Lluis Companys se fit connaitre comme activiste de gauche, ce qui lui valut d’être arrêté une quinzaine de fois par la police. En 1906, il participa à la création de Solidaritat Catalana et devint par la suite président de la section politique de l’Union fédérale nationaliste républicaine. Une première fois élu aux législatives de 1920, il devint député de Sabadell. Companys fut par ailleurs, membre exécutif du parti Esquerra Republicana de Catalunya (ERC), qui existe encore aujourd’hui et qui détient la vice-présidence du gouvernement de Catalogne en la personne d’Oriol Junqueras.
Novembre 1933. Élections générales en Espagne avec un panorama politique éclaté où aucun parti n’obtient une claire majorité. De fait, la droite soutient un gouvernement du radical Alejandro Leroux.
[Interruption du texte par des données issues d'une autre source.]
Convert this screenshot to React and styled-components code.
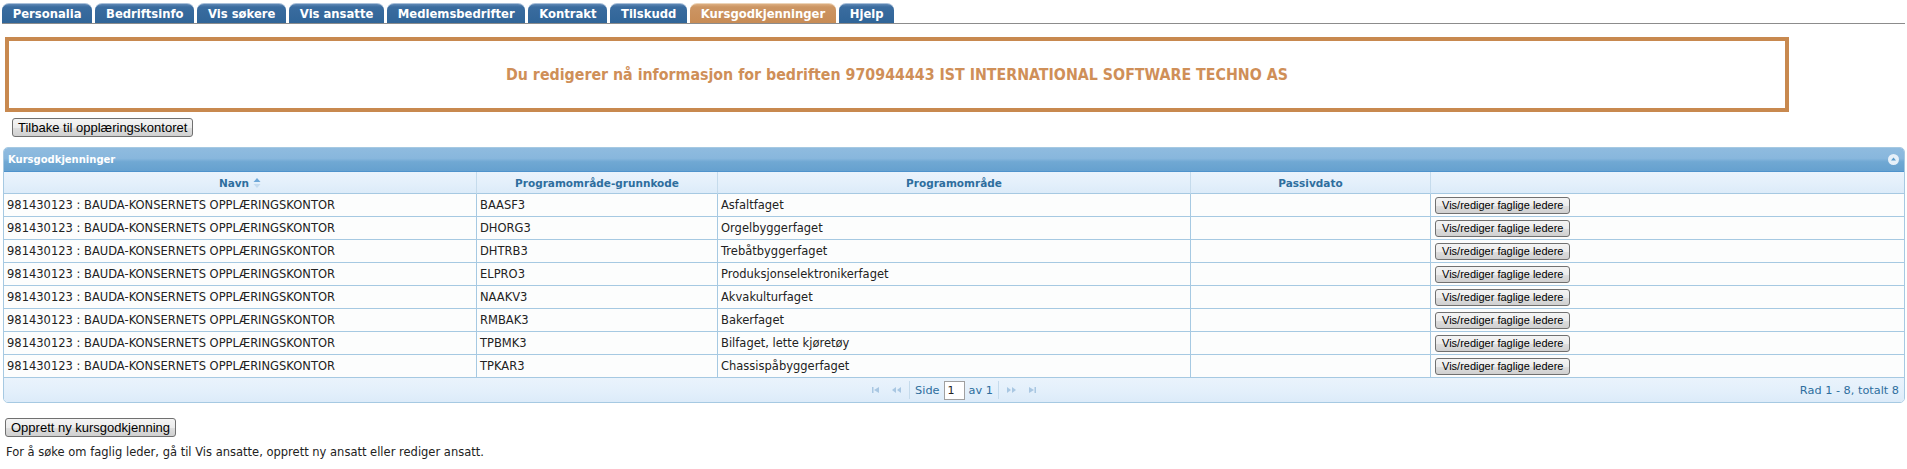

Une situation qui ne convient pas au très gauchiste président catalan Lluis Companys. Il considère qu’avec ce gouvernement il ne sera pas possible de développer les nouvelles compétences de la Generalitat. La jeune institution catalane, qui n’avait que deux ans d’existence, devait collaborer activement avec le gouvernement central pour développer les infrastructures en Catalogne. Avec l’exécutif catalan et espagnol aux antipodes, le premier choc institutionnel eu lieu en avril 1934 quand le parlement avec la majorité d’ERC vota une loi particulièrement défavorable aux propriétaires agricoles. La Lliga, parti catalan conservateur d’opposition, quitta le parlement catalan et demanda à Madrid de rendre cette loi inconstitutionnelle et de la suspendre. Le conseil constitutionnel de l’époque annula la loi catalane en juin 1934. Le gouvernement de Companys désobéit à l’Etat espagnol en représentant la loi au parlement catalan et la fait voter à nouveau, sans retirer le moindre article.
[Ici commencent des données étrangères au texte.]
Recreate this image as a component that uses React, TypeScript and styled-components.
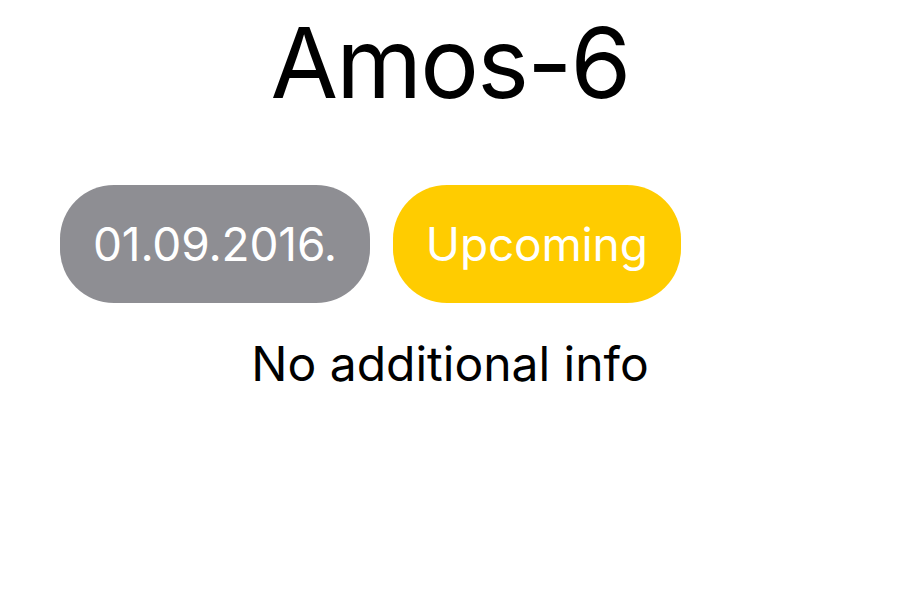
import React from "react";
import styled, { createGlobalStyle } from "styled-components";

const Global = createGlobalStyle`
  html, body { margin: 0; padding: 0; background: #ffffff; }
  body { font-family: Inter, "Noto Sans", "Liberation Sans", sans-serif; color: #000; }
`;

const Page = styled.div`
  width: 900px;
  height: 600px;
  display: flex;
  flex-direction: column;
  align-items: stretch;
`;

const Title = styled.h1`
  margin: 4px 0 0;
  font-size: 98px;
  font-weight: 400;
  line-height: 118px;
  text-align: center;
  letter-spacing: -1.8px;
`;

const BadgeRow = styled.div`
  display: flex;
  gap: 23px;
  padding-left: 60px;
  margin-top: 63px;
`;

const Badge = styled.div<{ $tone: "gray" | "yellow" }>`
  height: 118px;
  padding: 0 33px;
  box-sizing: border-box;
  display: flex;
  align-items: center;
  border-radius: 54px;
  background: ${(p) => (p.$tone === "gray" ? "#8e8e93" : "#ffcc00")};
  color: #ffffff;
  font-size: 46px;
  font-weight: 400;
  letter-spacing: -0.15px;
`;

const Info = styled.p`
  margin: 32px 0 0;
  text-align: center;
  font-size: 48px;
  line-height: 58px;
`;

export default function App() {
  return (
    <>
      <Global />
      <Page>
        <Title>Amos-6</Title>
        <BadgeRow>
          <Badge $tone="gray">01.09.2016.</Badge>
          <Badge $tone="yellow">Upcoming</Badge>
        </BadgeRow>
        <Info>No additional info</Info>
      </Page>
    </>
  );
}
La déclaration au balcon de la Generalitat
Dans ce climat d’anarchie, particulièrement puissant en Catalogne, où tous les ponts sont rompus avec l’Espagne, le 6 octobre 1934 à 20h, le président de la Catalogne Lluis Companys sort au balcon du Palau de la Generalitat pour proclamer l’Etat Catalan de la République fédérale espagnole.
La déclaration est reçue comme une déclaration unilatérale d’indépendance par l’Espagne et l’armée prend le contrôle de la Generalitat le lendemain même. Non organisée, non planifiée, sans soutien des syndicats, la République de Companys est morte-née. Pendant les combats, courts mais intenses, 64 personnes ont perdu la vie et 252 furent blessées.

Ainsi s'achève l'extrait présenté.